▸ **Stated task**
Set the data down again, exactly as it reads, but without the pictures.

▸ **Exercise data**
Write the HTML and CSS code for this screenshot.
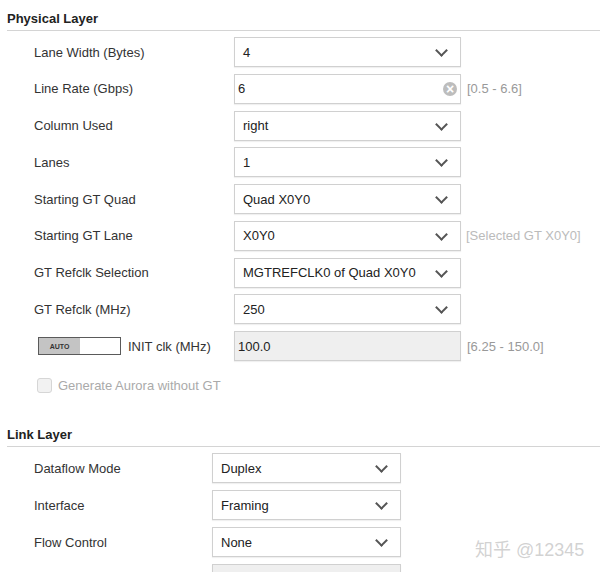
FILE: index.html
```html
<!DOCTYPE html>
<html lang="en">
<head>
    <meta charset="UTF-8">
    <title>Aurora Settings</title>
    <link rel="stylesheet" href="styles.css">
</head>
<body>
    <div class="page">
        <h2 class="section-title">Physical Layer</h2>
        <div class="rows phys">
            <div class="row">
                <span class="label">Lane Width (Bytes)</span>
                <div class="box select">4<span class="chev"></span></div>
            </div>
            <div class="row">
                <span class="label">Line Rate (Gbps)</span>
                <div class="box input">6<span class="clear">&times;</span></div>
                <span class="hint">[0.5 - 6.6]</span>
            </div>
            <div class="row">
                <span class="label">Column Used</span>
                <div class="box select">right<span class="chev"></span></div>
            </div>
            <div class="row">
                <span class="label">Lanes</span>
                <div class="box select">1<span class="chev"></span></div>
            </div>
            <div class="row">
                <span class="label">Starting GT Quad</span>
                <div class="box select">Quad X0Y0<span class="chev"></span></div>
            </div>
            <div class="row">
                <span class="label">Starting GT Lane</span>
                <div class="box select">X0Y0<span class="chev"></span></div>
                <span class="hint light">[Selected GT X0Y0]</span>
            </div>
            <div class="row">
                <span class="label">GT Refclk Selection</span>
                <div class="box select">MGTREFCLK0 of Quad X0Y0<span class="chev"></span></div>
            </div>
            <div class="row">
                <span class="label">GT Refclk (MHz)</span>
                <div class="box select">250<span class="chev"></span></div>
            </div>
            <div class="row">
                <span class="label with-toggle">
                    <span class="toggle"><span class="toggle-on">AUTO</span></span>
                    INIT clk (MHz)
                </span>
                <div class="box input disabled">100.0</div>
                <span class="hint">[6.25 - 150.0]</span>
            </div>
        </div>

        <label class="check">
            <span class="checkbox"></span>
            Generate Aurora without GT
        </label>

        <h2 class="section-title link-title">Link Layer</h2>
        <div class="rows link">
            <div class="row">
                <span class="label">Dataflow Mode</span>
                <div class="box select">Duplex<span class="chev"></span></div>
            </div>
            <div class="row">
                <span class="label">Interface</span>
                <div class="box select">Framing<span class="chev"></span></div>
            </div>
            <div class="row">
                <span class="label">Flow Control</span>
                <div class="box select">None<span class="chev"></span></div>
            </div>
            <div class="row">
                <span class="label"></span>
                <div class="box input disabled"></div>
            </div>
        </div>
    </div>
    <div class="watermark">知乎 @12345</div>
</body>
</html>
```

FILE: styles.css
```css
body {
    margin: 0;
    font-family: "Liberation Sans", Arial, sans-serif;
    font-size: 13px;
    color: #333;
    background-color: #fff;
    overflow: hidden;
}

.page {
    padding: 11px 0 0 7px;
}

.section-title {
    margin: 0;
    font-size: 13px;
    line-height: 16px;
    font-weight: bold;
    color: #222;
    padding-bottom: 3px;
    border-bottom: 1px solid #d4d4d4;
}

.link-title {
    margin-top: 33px;
}

.rows {
    display: flex;
    flex-direction: column;
    gap: 6.75px;
    padding: 6px 0 0 27px;
}

.rows.link {
    gap: 7px;
    padding-top: 6px;
}

.row {
    display: grid;
    grid-template-columns: 200px 227px auto;
    align-items: center;
    height: 30px;
}

.link .row {
    grid-template-columns: 178px 189px auto;
}

.label {
    white-space: nowrap;
}

.with-toggle {
    display: flex;
    align-items: center;
    gap: 7px;
    padding-left: 4px;
}

.toggle {
    display: flex;
    width: 81px;
    height: 16px;
    border: 1px solid #5a5a5a;
    background-color: #fff;
}

.toggle-on {
    width: 41px;
    background-color: #c4c4c4;
    font-size: 7px;
    font-weight: bold;
    color: #333;
    display: flex;
    align-items: center;
    justify-content: center;
}

.box {
    position: relative;
    box-sizing: border-box;
    height: 30px;
    border: 1px solid #d0d0d0;
    box-shadow: 0 1px 1px rgba(0, 0, 0, 0.06);
    background-color: #fff;
    display: flex;
    align-items: center;
    padding-left: 8px;
    color: #222;
}

.box.input {
    padding-left: 3px;
}

.box.disabled {
    background-color: #efefef;
}

.chev {
    position: absolute;
    right: 14px;
    top: 8px;
    width: 7px;
    height: 7px;
    border-right: 2.5px solid #555;
    border-bottom: 2.5px solid #555;
    transform: rotate(45deg);
}

.clear {
    position: absolute;
    right: 3px;
    top: 7px;
    width: 14px;
    height: 14px;
    border-radius: 50%;
    background-color: #bdbdbd;
    color: #fff;
    font-size: 14px;
    font-weight: bold;
    line-height: 14px;
    text-align: center;
}

.hint {
    padding-left: 6px;
    color: #999;
    white-space: nowrap;
}

.hint.light {
    color: #bbb;
    padding-left: 5px;
}

.check {
    display: flex;
    align-items: center;
    gap: 6px;
    margin: 15px 0 0 30px;
    color: #aaa;
    height: 18px;
}

.checkbox {
    width: 13px;
    height: 13px;
    border: 1px solid #d6d6d6;
    border-radius: 3px;
    background-color: #f2f2f2;
}

.watermark {
    position: absolute;
    left: 475px;
    top: 535px;
    font-family: "Liberation Sans", "Noto Sans CJK SC", sans-serif;
    font-size: 18px;
    color: rgba(180, 180, 180, 0.6);
}
```
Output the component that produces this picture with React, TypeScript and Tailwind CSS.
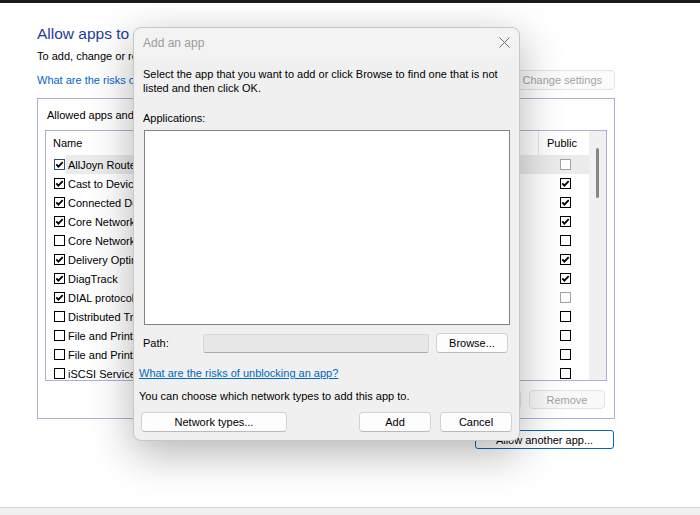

▸ **Correct response**
Write the HTML and CSS code for this screenshot.
FILE: index.html
```html
<!DOCTYPE html>
<html lang="en">
<head>
    <meta charset="UTF-8">
    <title>Aurora Settings</title>
    <link rel="stylesheet" href="styles.css">
</head>
<body>
    <div class="page">
        <h2 class="section-title">Physical Layer</h2>
        <div class="rows phys">
            <div class="row">
                <span class="label">Lane Width (Bytes)</span>
                <div class="box select">4<span class="chev"></span></div>
            </div>
            <div class="row">
                <span class="label">Line Rate (Gbps)</span>
                <div class="box input">6<span class="clear">&times;</span></div>
                <span class="hint">[0.5 - 6.6]</span>
            </div>
            <div class="row">
                <span class="label">Column Used</span>
                <div class="box select">right<span class="chev"></span></div>
            </div>
            <div class="row">
                <span class="label">Lanes</span>
                <div class="box select">1<span class="chev"></span></div>
            </div>
            <div class="row">
                <span class="label">Starting GT Quad</span>
                <div class="box select">Quad X0Y0<span class="chev"></span></div>
            </div>
            <div class="row">
                <span class="label">Starting GT Lane</span>
                <div class="box select">X0Y0<span class="chev"></span></div>
                <span class="hint light">[Selected GT X0Y0]</span>
            </div>
            <div class="row">
                <span class="label">GT Refclk Selection</span>
                <div class="box select">MGTREFCLK0 of Quad X0Y0<span class="chev"></span></div>
            </div>
            <div class="row">
                <span class="label">GT Refclk (MHz)</span>
                <div class="box select">250<span class="chev"></span></div>
            </div>
            <div class="row">
                <span class="label with-toggle">
                    <span class="toggle"><span class="toggle-on">AUTO</span></span>
                    INIT clk (MHz)
                </span>
                <div class="box input disabled">100.0</div>
                <span class="hint">[6.25 - 150.0]</span>
            </div>
        </div>

        <label class="check">
            <span class="checkbox"></span>
            Generate Aurora without GT
        </label>

        <h2 class="section-title link-title">Link Layer</h2>
        <div class="rows link">
            <div class="row">
                <span class="label">Dataflow Mode</span>
                <div class="box select">Duplex<span class="chev"></span></div>
            </div>
            <div class="row">
                <span class="label">Interface</span>
                <div class="box select">Framing<span class="chev"></span></div>
            </div>
            <div class="row">
                <span class="label">Flow Control</span>
                <div class="box select">None<span class="chev"></span></div>
            </div>
            <div class="row">
                <span class="label"></span>
                <div class="box input disabled"></div>
            </div>
        </div>
    </div>
    <div class="watermark">知乎 @12345</div>
</body>
</html>
```

FILE: styles.css
```css
body {
    margin: 0;
    font-family: "Liberation Sans", Arial, sans-serif;
    font-size: 13px;
    color: #333;
    background-color: #fff;
    overflow: hidden;
}

.page {
    padding: 11px 0 0 7px;
}

.section-title {
    margin: 0;
    font-size: 13px;
    line-height: 16px;
    font-weight: bold;
    color: #222;
    padding-bottom: 3px;
    border-bottom: 1px solid #d4d4d4;
}

.link-title {
    margin-top: 33px;
}

.rows {
    display: flex;
    flex-direction: column;
    gap: 6.75px;
    padding: 6px 0 0 27px;
}

.rows.link {
    gap: 7px;
    padding-top: 6px;
}

.row {
    display: grid;
    grid-template-columns: 200px 227px auto;
    align-items: center;
    height: 30px;
}

.link .row {
    grid-template-columns: 178px 189px auto;
}

.label {
    white-space: nowrap;
}

.with-toggle {
    display: flex;
    align-items: center;
    gap: 7px;
    padding-left: 4px;
}

.toggle {
    display: flex;
    width: 81px;
    height: 16px;
    border: 1px solid #5a5a5a;
    background-color: #fff;
}

.toggle-on {
    width: 41px;
    background-color: #c4c4c4;
    font-size: 7px;
    font-weight: bold;
    color: #333;
    display: flex;
    align-items: center;
    justify-content: center;
}

.box {
    position: relative;
    box-sizing: border-box;
    height: 30px;
    border: 1px solid #d0d0d0;
    box-shadow: 0 1px 1px rgba(0, 0, 0, 0.06);
    background-color: #fff;
    display: flex;
    align-items: center;
    padding-left: 8px;
    color: #222;
}

.box.input {
    padding-left: 3px;
}

.box.disabled {
    background-color: #efefef;
}

.chev {
    position: absolute;
    right: 14px;
    top: 8px;
    width: 7px;
    height: 7px;
    border-right: 2.5px solid #555;
    border-bottom: 2.5px solid #555;
    transform: rotate(45deg);
}

.clear {
    position: absolute;
    right: 3px;
    top: 7px;
    width: 14px;
    height: 14px;
    border-radius: 50%;
    background-color: #bdbdbd;
    color: #fff;
    font-size: 14px;
    font-weight: bold;
    line-height: 14px;
    text-align: center;
}

.hint {
    padding-left: 6px;
    color: #999;
    white-space: nowrap;
}

.hint.light {
    color: #bbb;
    padding-left: 5px;
}

.check {
    display: flex;
    align-items: center;
    gap: 6px;
    margin: 15px 0 0 30px;
    color: #aaa;
    height: 18px;
}

.checkbox {
    width: 13px;
    height: 13px;
    border: 1px solid #d6d6d6;
    border-radius: 3px;
    background-color: #f2f2f2;
}

.watermark {
    position: absolute;
    left: 475px;
    top: 535px;
    font-family: "Liberation Sans", "Noto Sans CJK SC", sans-serif;
    font-size: 18px;
    color: rgba(180, 180, 180, 0.6);
}
```
Output the component that produces this picture with React, TypeScript and Tailwind CSS.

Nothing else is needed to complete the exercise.